Press "Enter" to skip to content

Review: Sorry We Missed You (2020)

Sorry We Missed You (2020)

Directed by: Ken Loach

Premise: A British family struggles to make ends meet. The father (Kris Hitchen) begins work as a franchised parcel delivery driver believing that it will be a great business opportunity. As they scrape by, the family’s teenage son (Rhys Stone) gets into trouble at school.

What Works: Ken Loach is a British filmmaker whose movies are unambiguously political. Some of Loach’s work focuses on political intrigue in Northern Ireland but the director’s more recent films have shined a light on capitalism and poverty. Sorry We Missed You is about a working class family trying to improve their station in life but only making things worse for themselves. Kris Hitchen and Debbie Honeywood play a married couple who struggle to provide for their family. The husband takes a job as a franchised driver for a parcel delivery service; he is not an employee of the company but rather an independent contractor and he must provide his own transportation and make deliveries on time or else pay fines. What he believes will be a lucrative business opportunity quickly becomes an economic trap. Instead of making money, the family finds itself in a perpetual cycle of debt. Meanwhile, the wife works as an in-home nurse and the couple’s teenage son, played by Rhys Stone, increasingly gets into trouble at school and with the law. Sorry We Missed You is shot in a plain, observational style which works for the film and gives it a gritty reality. The performances are also naturalistic and the actors and the filmmakers create a vivid portrait of life on the economic edge. Although there’s little violence in Sorry We Missed You, the film has a brutal feel and the political point, while unmissable, is integrated into the story organically so that the audience never feels as though they’re being lectured to. Sorry We Missed You dramatizes the exploitation of the working class in what amounts to a pyramid scheme but it also captures the exhaustion of the day to day struggle of living at the poverty line. This takes a toll on the family as the mother and father aren’t around to parent their children, leading the son to act out in ways that escalate the family’s economic strain.

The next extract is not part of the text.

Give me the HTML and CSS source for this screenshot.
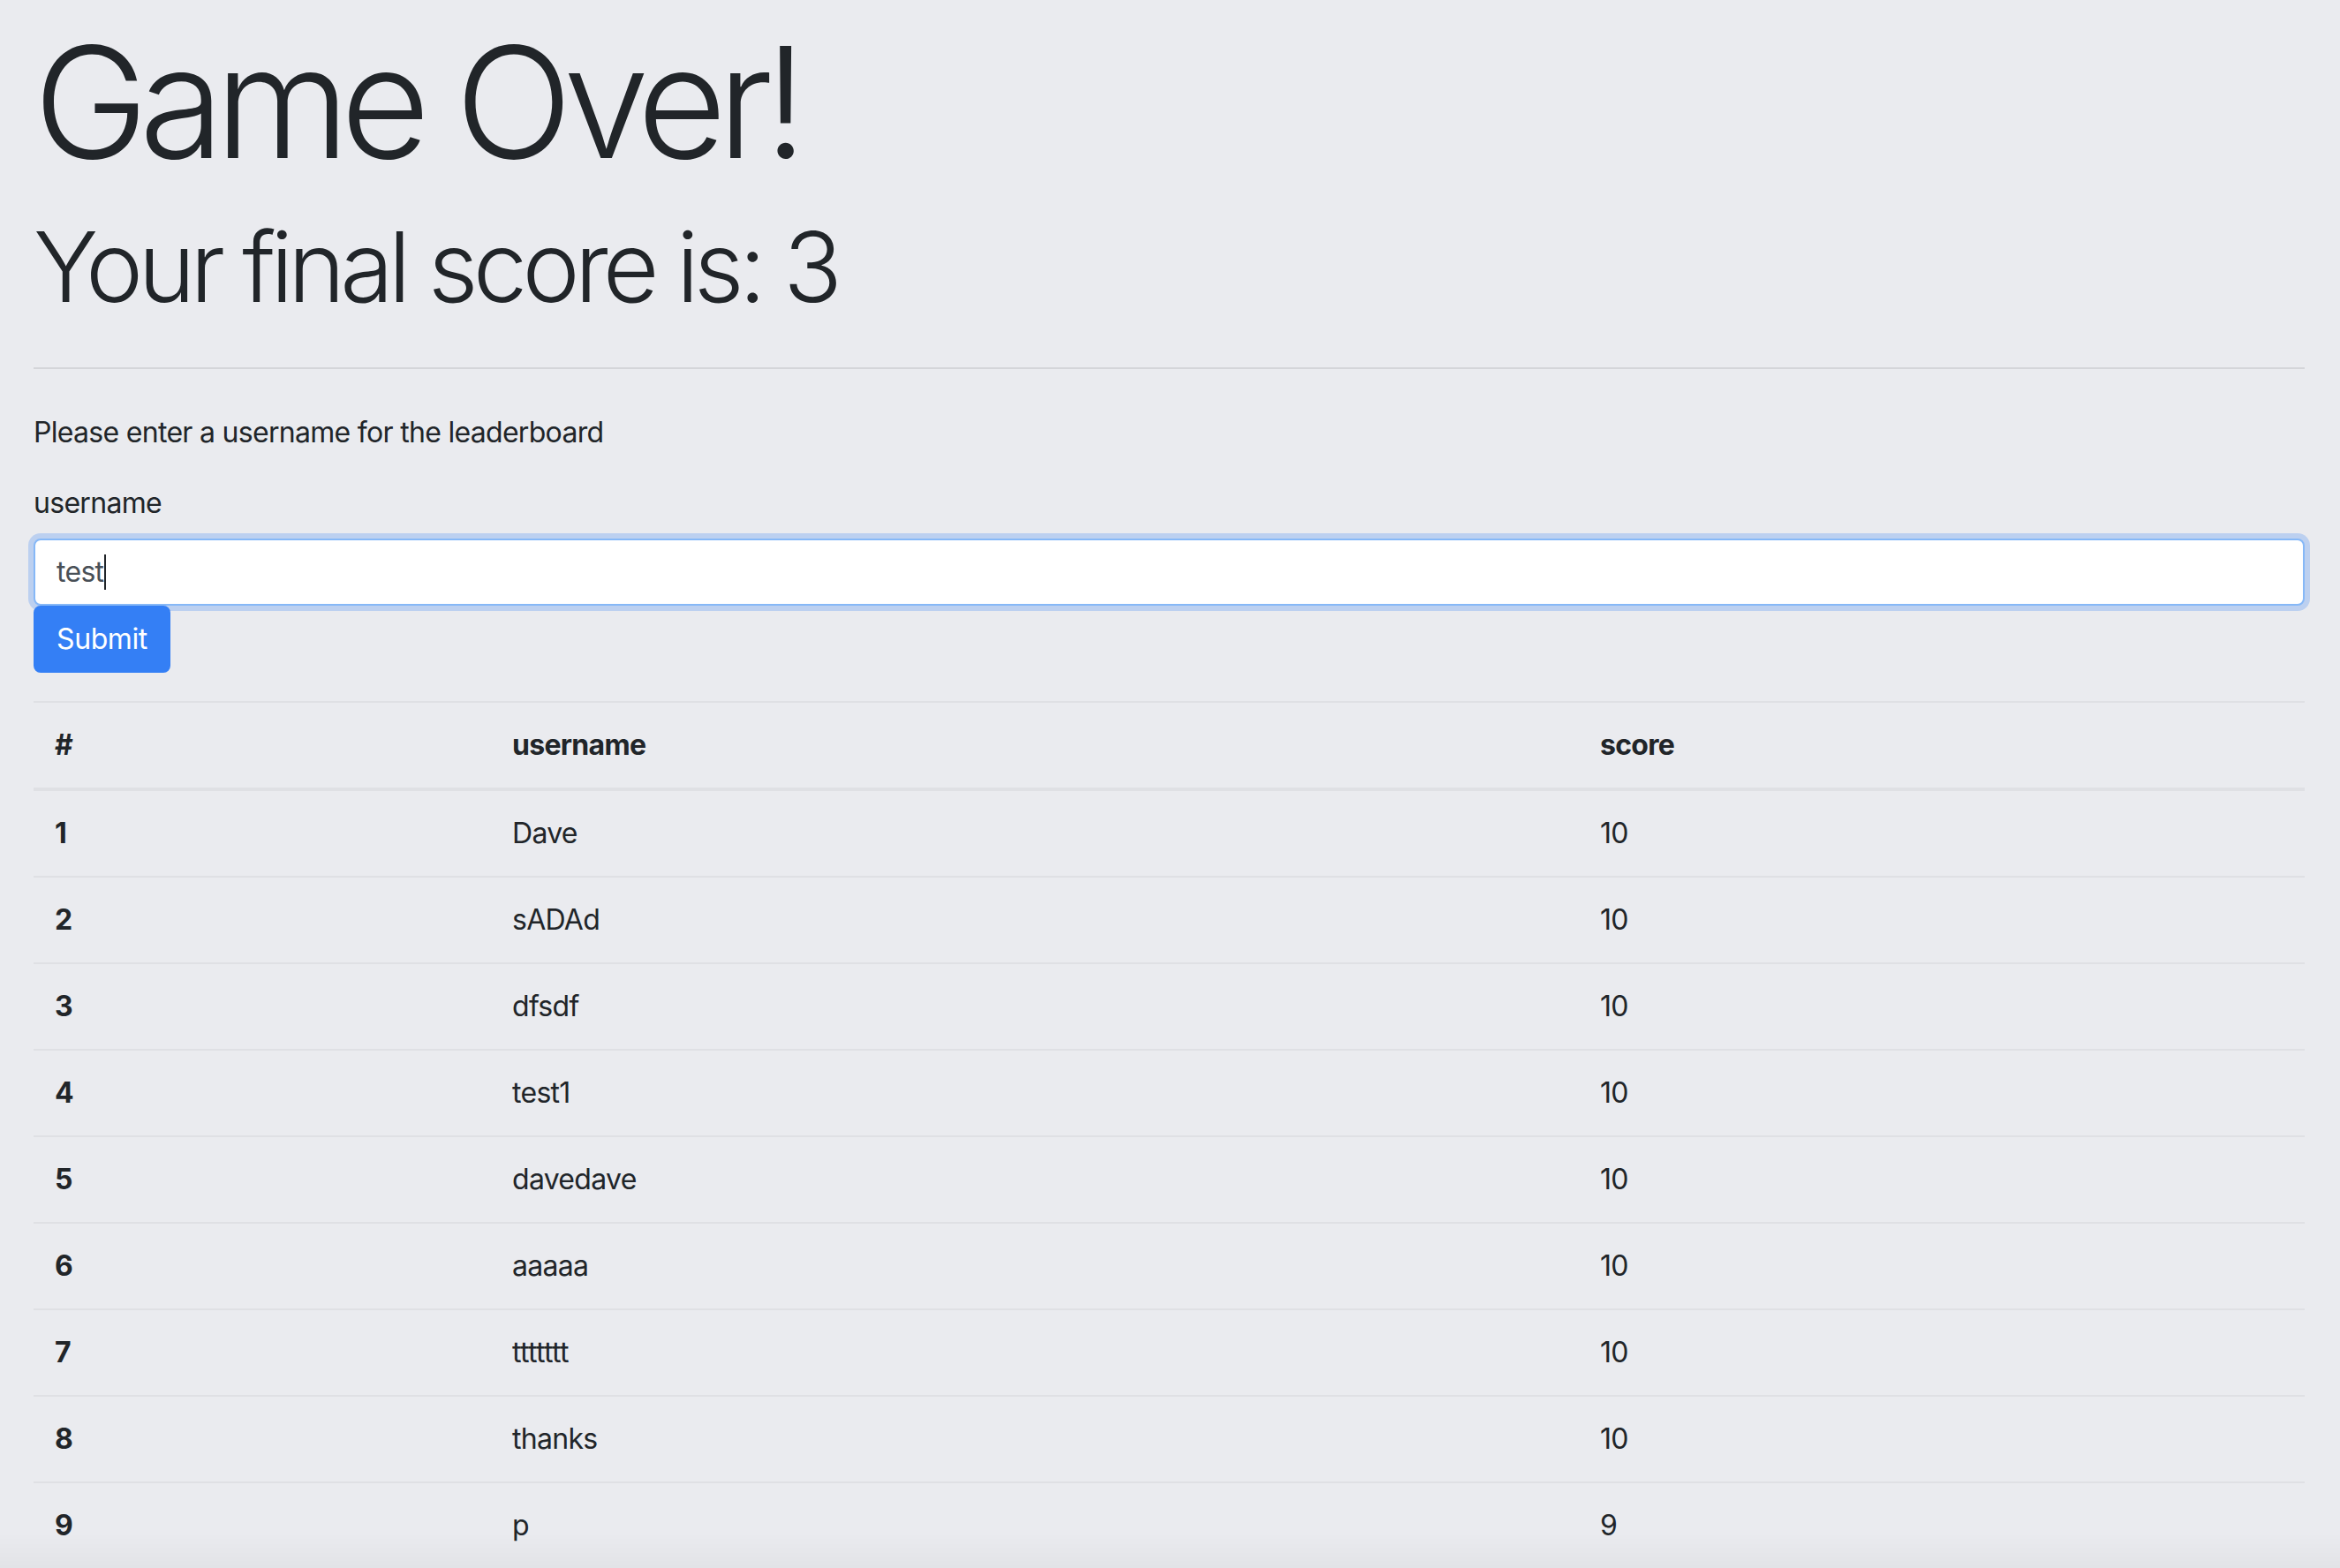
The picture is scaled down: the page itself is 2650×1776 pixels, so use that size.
FILE: index.html
```html
<!DOCTYPE html>
<html lang="en">
<head>
<meta charset="utf-8">
<title>Game Over</title>
<link rel="stylesheet" href="styles.css">
</head>
<body>
<div class="container">
  <h1 class="title">Game Over!</h1>
  <h2 class="score">Your final score is: 3</h2>
  <hr class="divider">
  <form class="entry">
    <p class="prompt">Please enter a username for the leaderboard</p>
    <label class="label">username</label>
    <div class="input"><span class="value">test</span><span class="caret"></span></div>
    <button type="button" class="btn">Submit</button>
  </form>
  <table class="board">
    <thead>
      <tr><th class="c1">#</th><th class="c2">username</th><th class="c3">score</th></tr>
    </thead>
    <tbody>
      <tr><th>1</th><td>Dave</td><td>10</td></tr>
      <tr><th>2</th><td>sADAd</td><td>10</td></tr>
      <tr><th>3</th><td>dfsdf</td><td>10</td></tr>
      <tr><th>4</th><td>test1</td><td>10</td></tr>
      <tr><th>5</th><td>davedave</td><td>10</td></tr>
      <tr><th>6</th><td>aaaaa</td><td>10</td></tr>
      <tr><th>7</th><td>ttttttt</td><td>10</td></tr>
      <tr><th>8</th><td>thanks</td><td>10</td></tr>
      <tr><th>9</th><td>p</td><td>9</td></tr>
    </tbody>
  </table>
</div>
<div class="shade"></div>
</body>
</html>
```

FILE: styles.css
```css
html, body {
  margin: 0;
  padding: 0;
  background: #eaebef;
}
body {
  font-family: Inter, "Noto Sans", sans-serif;
  color: #212529;
  font-size: 32px;
  line-height: 48px;
  letter-spacing: -0.7px;
}
.container {
  padding: 10px 40px 0 38px;
}
.title {
  font-size: 175px;
  font-weight: 300;
  line-height: 210px;
  letter-spacing: -10.4px;
  margin: 0 0 16px 0;
}
.score {
  font-size: 110px;
  font-weight: 300;
  line-height: 132px;
  letter-spacing: -5.8px;
  margin: 0;
}
.divider {
  border: 0;
  border-top: 2px solid #d4d5d9;
  margin: 48px 0 0 0;
}
.entry {
  margin: 0;
  padding-top: 48px;
}
.prompt {
  margin: 0 0 32px 0;
}
.label {
  display: block;
  margin-bottom: 16px;
}
.input {
  box-sizing: border-box;
  height: 76px;
  background: #fff;
  border: 2px solid #86b8f7;
  border-radius: 8px;
  box-shadow: 0 0 0 6px #bcd0f0;
  padding: 12px 24px;
  color: #495057;
  display: flex;
  align-items: center;
}
.caret {
  display: inline-block;
  width: 2px;
  height: 40px;
  background: #212529;
  margin-left: 1px;
}
.btn {
  font-family: inherit;
  font-size: 32px;
  line-height: 48px;
  letter-spacing: -0.4px;
  color: #fff;
  background: #347ff5;
  border: 2px solid #347ff5;
  border-radius: 8px;
  padding: 12px 24px;
  display: block;
  margin: 0;
}
.board {
  width: 100%;
  border-collapse: collapse;
  margin-top: 32px;
}
.board th, .board td {
  text-align: left;
  padding: 24px;
  border-top: 2px solid #dfe0e4;
  vertical-align: top;
}
.board thead th {
  border-bottom: 4px solid #dfe0e4;
  font-weight: 700;
}
.board tbody th {
  font-weight: 700;
}
.board td {
  font-weight: 400;
}
.c1 { width: 470px; }
.c2 { width: 1184px; }
.shade {
  position: fixed;
  left: 0;
  right: 0;
  bottom: 0;
  height: 40px;
  background: linear-gradient(to bottom, rgba(0,0,0,0), rgba(0,0,0,0.03));
  pointer-events: none;
}
```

What Doesn’t: The characters of Sorry We Missed You are generally who they initially appear to be. There’s not much depth to anyone and the film reveals little about their internal lives. Given the themes and style of Sorry We Missed You, that kind of character depth is mostly out of the film’s purview but the picture could be criticized for presenting a rather stock working class nuclear family.

DVD extras: Commentary track, featurette, deleted scenes, image gallery, and a trailer.

Bottom Line: Sorry We Missed You is a visceral economic drama. The movie is unsentimental and the starkness of Sorry We Missed You makes it so effective as a drama and as a political statement.